The first step is to try to identify the section of the program where the protection scheme is snapping.
Once you are able to isolate a certain section of a program, breakpoints can be used to gather a trace history of the program's execution. If your debugger sports a backtrace buffer, logging window, or similar feature, by all means learn how to use it. The debugger it's your best weapon, you must know all the possibilities it offers and all the capabilities it possesses. Having a debugger's display output echoed to a printer is another possibility.
Using breakpoints is beneficial for two basic reasons: speed and reduction of detail. Manual single-stepping is invaluable when you are close to the protection scheme, but too much of it will bore you to death.
When selecting breakpoint locations and the types of breakpoint to use, it is important to step back once more, drink a cool Martini-Wodka (use only Moskovskaja: non-russian Wodkas are appalling) and ask yourself: "What is this going to tell me?" and "What else will I need to know once the break occurs?". MOST IMPORTANT OF ALL: "Is my current cracking approach the simplest and most direct?", coz you do not want to waste precious cracking time.
When devising a set of breakpoints it is wise to consider how "a trail of bread crumbs" can be left. Not allowing for an execution chronicle from the start can mean having to restart a cracking session.
Setting breakpoints on certain software interrupt calls is an excellent way to get an overview of a program's operations. The INT_21 DOS services interrupt is probably the most universal useful of these, with BIOS interrupts such as the INT_13 (BIOS Disk services) and INT_16 (BIOS keyboard services) useful for specific cracking.
When working with a debugger, evaluative breakpoints are usually your best shot. To avoid having to deal with a plethora of calls, you would want to have a debugger capable of being told to "break on any INT_21 call except where AH == 2C or AH == 0B".

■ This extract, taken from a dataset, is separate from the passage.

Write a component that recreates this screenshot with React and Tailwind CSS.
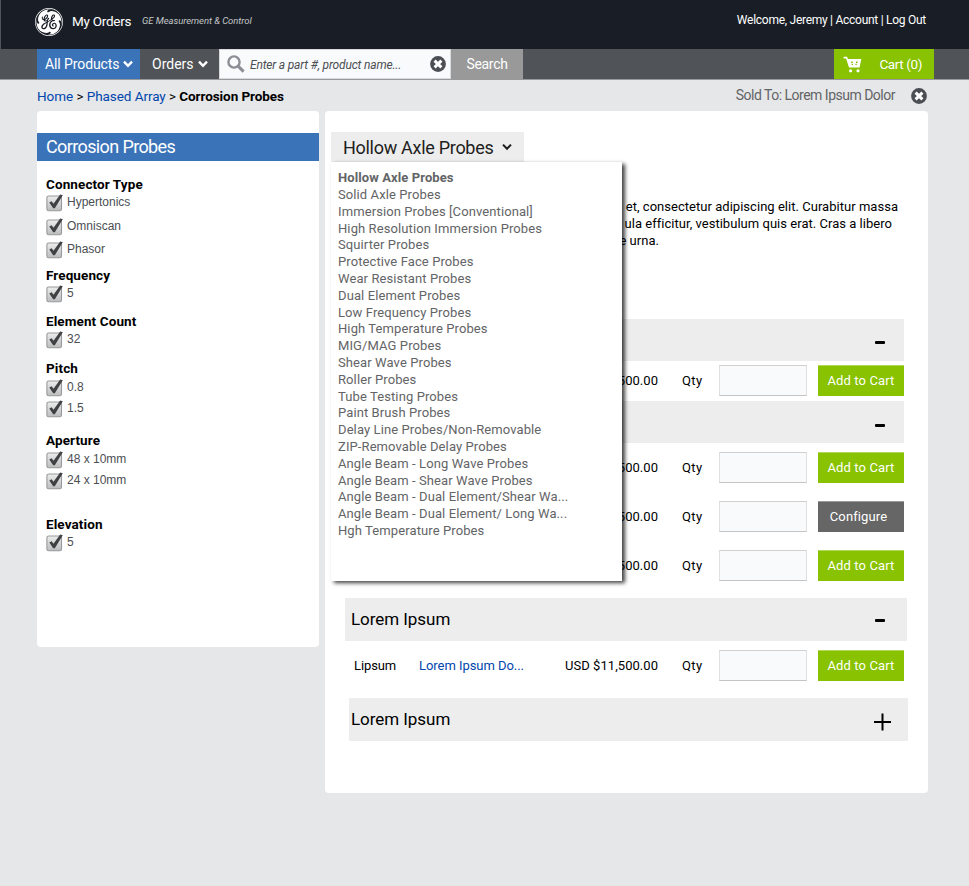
import React from "react";
import { SiGeneralelectric } from "react-icons/si";

const filters = [
  { title: "Connector Type", gap: "mt-[15px]", options: [["Hypertonics", "mt-[2px]"], ["Omniscan", "mt-[6px]"], ["Phasor", "mt-[5px]"]] },
  { title: "Frequency", gap: "mt-[8px]", options: [["5", "mt-[2px]"]] },
  { title: "Element Count", gap: "mt-[10px]", options: [["32", "mt-[2px]"]] },
  { title: "Pitch", gap: "mt-[11px]", options: [["0.8", "mt-[3px]"], ["1.5", "mt-[3px]"]] },
  { title: "Aperture", gap: "mt-[14px]", options: [["48 x 10mm", "mt-[3px]"], ["24 x 10mm", "mt-[3px]"]] },
  { title: "Elevation", gap: "mt-[26px]", options: [["5", "mt-[2px]"]] },
];

const probes = [
  "Solid Axle Probes",
  "Immersion Probes [Conventional]",
  "High Resolution Immersion Probes",
  "Squirter Probes",
  "Protective Face Probes",
  "Wear Resistant Probes",
  "Dual Element Probes",
  "Low Frequency Probes",
  "High Temperature Probes",
  "MIG/MAG Probes",
  "Shear Wave Probes",
  "Roller Probes",
  "Tube Testing Probes",
  "Paint Brush Probes",
  "Delay Line Probes/Non-Removable",
  "ZIP-Removable Delay Probes",
  "Angle Beam - Long Wave Probes",
  "Angle Beam - Shear Wave Probes",
  "Angle Beam - Dual Element/Shear Wa...",
  "Angle Beam - Dual Element/ Long Wa...",
  "Hgh Temperature Probes",
];

function Chevron({ className, width = 2.4 }) {
  return (
    <svg viewBox="0 0 10 8" className={className} fill="none" stroke="currentColor" strokeWidth={width}>
      <path d="M1 1.6 L5 5.8 L9 1.6" />
    </svg>
  );
}

function ClearIcon() {
  return (
    <svg viewBox="0 0 16 16" className="h-4 w-4 shrink-0">
      <circle cx="8" cy="8" r="7.9" fill="#4b4e53" />
      <path d="M4.6 4.6 L11.4 11.4 M11.4 4.6 L4.6 11.4" stroke="#fff" strokeWidth="3" />
    </svg>
  );
}

function CartIcon() {
  return (
    <svg viewBox="0 0 19 17" className="h-[17px] w-[19px]">
      <path d="M0.6 0.8 H4 L5 3 H18.3 L16.6 11.4 H6 L3.1 2.4 H0.6 Z" fill="#fff" />
      <circle cx="7.6" cy="14.8" r="1.6" fill="#fff" />
      <circle cx="15" cy="14.8" r="1.6" fill="#fff" />
      <path d="M8 6.2 h1.6 M13 6.2 h1.6 M8.6 8.4 h1.4 M12.4 8.4 h1.4" stroke="#88c200" strokeWidth="1.4" />
    </svg>
  );
}

function CheckBox() {
  return (
    <svg viewBox="0 0 18 18" className="h-[18px] w-[18px] shrink-0">
      <defs>
        <linearGradient id="boxFill" x1="0" y1="0" x2="0" y2="1">
          <stop offset="0" stopColor="#ededed" />
          <stop offset="1" stopColor="#bbbcbd" />
        </linearGradient>
      </defs>
      <rect x="0.9" y="2" width="14.6" height="14.8" rx="1.8" fill="url(#boxFill)" stroke="#98999b" strokeWidth="1.1" />
      <path d="M3.3 8.4 L5.6 7.2 L7.5 9.7 L14.2 0.6 L16.8 1.2 L8.8 14.2 L7.2 14.2 Z" fill="#404143" />
    </svg>
  );
}

function SectionBar({ title, className, markClass = "mt-[3px]", open = true }) {
  return (
    <div className={"flex items-center bg-[#ededed] " + className}>
      {title && <h2 className="text-[17px] tracking-[-0.05px] text-black">{title}</h2>}
      {open ? (
        <span className={"ml-auto h-[3px] w-[10px] rounded-[1px] bg-black " + markClass} />
      ) : (
        <svg viewBox="0 0 17 18" className="ml-auto mt-[4px] h-[18px] w-[17px]">
          <path d="M0 9 H17 M8.5 0.4 V17.6" stroke="#000" strokeWidth="2" />
        </svg>
      )}
    </div>
  );
}

function ProductRow({ className, name, link, configure = false }) {
  return (
    <div className={"flex h-[31px] items-center pl-[29px] text-[13px] text-black " + className}>
      <span className="w-[65px] tracking-[-0.1px]">{name}</span>
      <a className="w-[146px] tracking-[-0.05px] text-[#0046ad]">{link}</a>
      <span className="w-[93px] text-right tracking-[0.05px]">USD $11,500.00</span>
      <span className="ml-6 w-[37px] tracking-[0.4px]">Qty</span>
      <input className="h-[31px] w-[88px] border border-[#e0e0e0] border-t-[#d0d0d0] border-b-[#c4c4c4] bg-[#f9fafc]" />
      <button
        className={
          "ml-[11px] h-[31px] w-[86px] border-t tracking-[0.12px] text-white " +
          (configure ? "border-[#9a9a9a] bg-[#666666] pr-[5px]" : "border-[#b0d856] bg-[#88c200]")
        }
      >
        {configure ? "Configure" : "Add to Cart"}
      </button>
    </div>
  );
}

export default function App() {
  return (
    <div className="h-[886px] w-[969px] overflow-hidden whitespace-nowrap bg-[#e6e7e9] font-[Roboto,sans-serif]">
      <header className="flex h-[49px] justify-between border-l border-[#50545a] bg-[#191e26] pl-[34px] pr-[43px] text-white">
        <div className="flex h-[43px] items-center">
          <SiGeneralelectric className="h-[28px] w-[28px] text-white" />
          <span className="ml-[9px] w-[59px] text-[13.5px] tracking-[-0.25px]">My Orders</span>
          <span className="ml-[11px] text-[9.5px] italic tracking-[-0.05px] text-[#c4c6c8]">GE Measurement &amp; Control</span>
        </div>
        <span className="h-10 text-[12px] leading-[40px] tracking-[-0.27px]">Welcome, Jeremy | Account | Log Out</span>
      </header>

      <nav className="flex h-[31px] border-b border-[#97999c] bg-[#505357] pl-[37px] pr-[35px] text-white">
        <a className="flex w-[103px] items-center bg-[#3b73b9] pl-2 text-[14px] tracking-[-0.1px]">
          All Products
          <Chevron className="ml-1 h-2 w-[10px]" />
        </a>
        <a className="flex w-[79px] items-center pl-3 text-[14px]">
          Orders
          <Chevron className="ml-1 h-2 w-[10px]" />
        </a>
        <div className="flex w-[232px] items-center border border-[#d9dadc] bg-[#f9fafc] pl-[7px] pr-1">
          <svg viewBox="0 0 18 18" className="h-[18px] w-[18px]" fill="none" stroke="#8b8e94">
            <circle cx="7" cy="7" r="5.6" strokeWidth="2.4" />
            <path d="M11.4 11.4 L16.6 16.6" strokeWidth="3" />
          </svg>
          <span className="ml-[5px] flex-1 pt-px text-[12px] italic tracking-[-0.18px] text-[#4b4e53]">Enter a part #, product name...</span>
          <ClearIcon />
        </div>
        <button className="w-[72px] bg-[#999999] text-[14px] tracking-[-0.3px] text-white">Search</button>
        <a className="ml-auto flex w-[100px] items-center justify-between bg-[#88c200] pl-[9px] pr-3 text-[13.5px] tracking-[-0.4px]">
          <CartIcon />
          Cart (0)
        </a>
      </nav>

      <div className="flex h-[31px] items-center justify-between pl-[37px] pr-[42px] text-black">
        <div className="pt-px text-[13.5px] tracking-[-0.06px]">
          <a className="text-[#0046ad]">Home</a> &gt; <a className="text-[#0046ad]">Phased Array</a> &gt; <b>Corrosion Probes</b>
        </div>
        <div className="flex items-center gap-4 text-[14px] tracking-[-0.5px] text-[#636466]">
          Sold To: Lorem Ipsum Dolor
          <ClearIcon />
        </div>
      </div>

      <div className="flex items-start gap-[6px] pl-[37px]">
        <aside className="h-[536px] w-[282px] rounded bg-white pt-[22px]">
          <h1 className="h-7 bg-[#3b73b9] pl-[9px] text-[18px] leading-[28px] tracking-[-0.62px] text-white">Corrosion Probes</h1>
          {filters.map((group) => (
            <section key={group.title} className={"pl-[9px] " + group.gap}>
              <h3 className="h-4 text-[13.5px] font-bold leading-4 tracking-[0.1px] text-black">{group.title}</h3>
              {group.options.map(([label, gap]) => (
                <label key={label} className={"flex h-[18px] items-center gap-[3px] " + gap}>
                  <CheckBox />
                  <span className="pb-[2px] font-['Liberation_Sans',sans-serif] text-[12px] leading-4 text-[#4b4e53]">{label}</span>
                </label>
              ))}
            </section>
          ))}
        </aside>

        <main className="h-[682px] w-[603px] rounded bg-white pt-[21px]">
          <div className="relative ml-[6px] h-[30px] w-[193px]">
            <button className="flex h-[30px] w-[193px] items-center bg-[#ededed] pl-3 text-[18px] tracking-[-0.29px] text-[#1e1e20]">
              Hollow Axle Probes
              <Chevron className="ml-[9px] h-2 w-[10px]" width={2} />
            </button>
            <div className="absolute left-0 top-[30px] h-[419px] w-[291px] bg-white pl-[7px] pt-[8.3px] shadow-[3px_2px_4px_rgba(0,0,0,0.75)]">
              <ul className="text-[13px] leading-[16.79px] tracking-[0.1px] text-[#636466]">
                <li className="font-bold">Hollow Axle Probes</li>
                {probes.map((name) => (
                  <li key={name}>{name}</li>
                ))}
              </ul>
            </div>
          </div>

          <div className="h-[157px] pt-[37px] text-right text-[13px] leading-[16.8px] tracking-[0.03px] text-black">
            <p className="pr-[30px]">et, consectetur adipiscing elit. Curabitur massa</p>
            <p className="pr-[36px]">ula efficitur, vestibulum quis erat. Cras a libero</p>
            <p className="pr-[269px]">e urna.</p>
          </div>

          <SectionBar className="ml-5 h-[42px] w-[559px] pl-[6px] pr-[19px]" markClass="mt-[5px]" />
          <ProductRow className="mt-1" />
          <SectionBar className="ml-5 mt-[5px] h-[42px] w-[559px] pl-[6px] pr-[19px]" markClass="mt-[7px]" />
          <ProductRow className="mt-[9px]" />
          <ProductRow className="mt-[18px]" configure />
          <ProductRow className="mt-[18px]" />
          <SectionBar title="Lorem Ipsum" className="ml-5 mt-[17px] h-[43px] w-[562px] pl-[6px] pr-[22px]" markClass="mt-[2px]" />
          <ProductRow className="mt-[9px]" name="Lipsum" link="Lorem Ipsum Do..." />
          <SectionBar title="Lorem Ipsum" className="ml-6 mt-[17px] h-[43px] w-[559px] pl-[2px] pr-[17px]" open={false} />
        </main>
      </div>
    </div>
  );
}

A real understanding of the working of a program is surely important, but don't overdo it! To reverse-engineer even a small program can involve many hours of analysis and documentation work. If you'll not be able to use the zen-cracking techniques described in this tutorial (sadly not everybody can) pace yourself and make sure your chair is comfortable: you'll be sitting for quite a spell.
Much of the work involved in reverse-engineering consist of chasing down tentacles. In order to understand the operations of one function, you must understand what happens within each of the functions it calls- its child functions. To understand these child functions you must study their children; and so on down the calling hierarchy tree. Then there is the data. Tracing tentacles based on a program's calling hierarchy is a directed process. Each function you encounter is basically a list of other functions you must reckon with. When it comes to analyzing a function's interrelationship with the program's data structure, no such list is provided. You must have instinct, feeling and luck.
Data analysis requires more of a broad-based inquisition. For each memory variable you are interested in, you must survey all functions to determine which ones read and write that variable. The use of memory conditional breakpoints and of a disassembler that builds a cross-reference table can make this task a lot easier. (Use Sourcer! It's a fairly good tool and version 4.08 of [sr.exe] has been long ago cracked and distributed on the Web).
ALL SYSTEM CALLS IN ONE LOCATION
Remember that if the program you are cracking was written in assembler in the first place (very unlikely knowing the laziness of to_days programmers), system calls are probably made directly from the functions which need them. But when a program is developed in a high-level language, it is more likely that common library functions will be used for many operations involving system calls. When a program makes all of its INT_21 calls from the same location, you know that this is certainly the case.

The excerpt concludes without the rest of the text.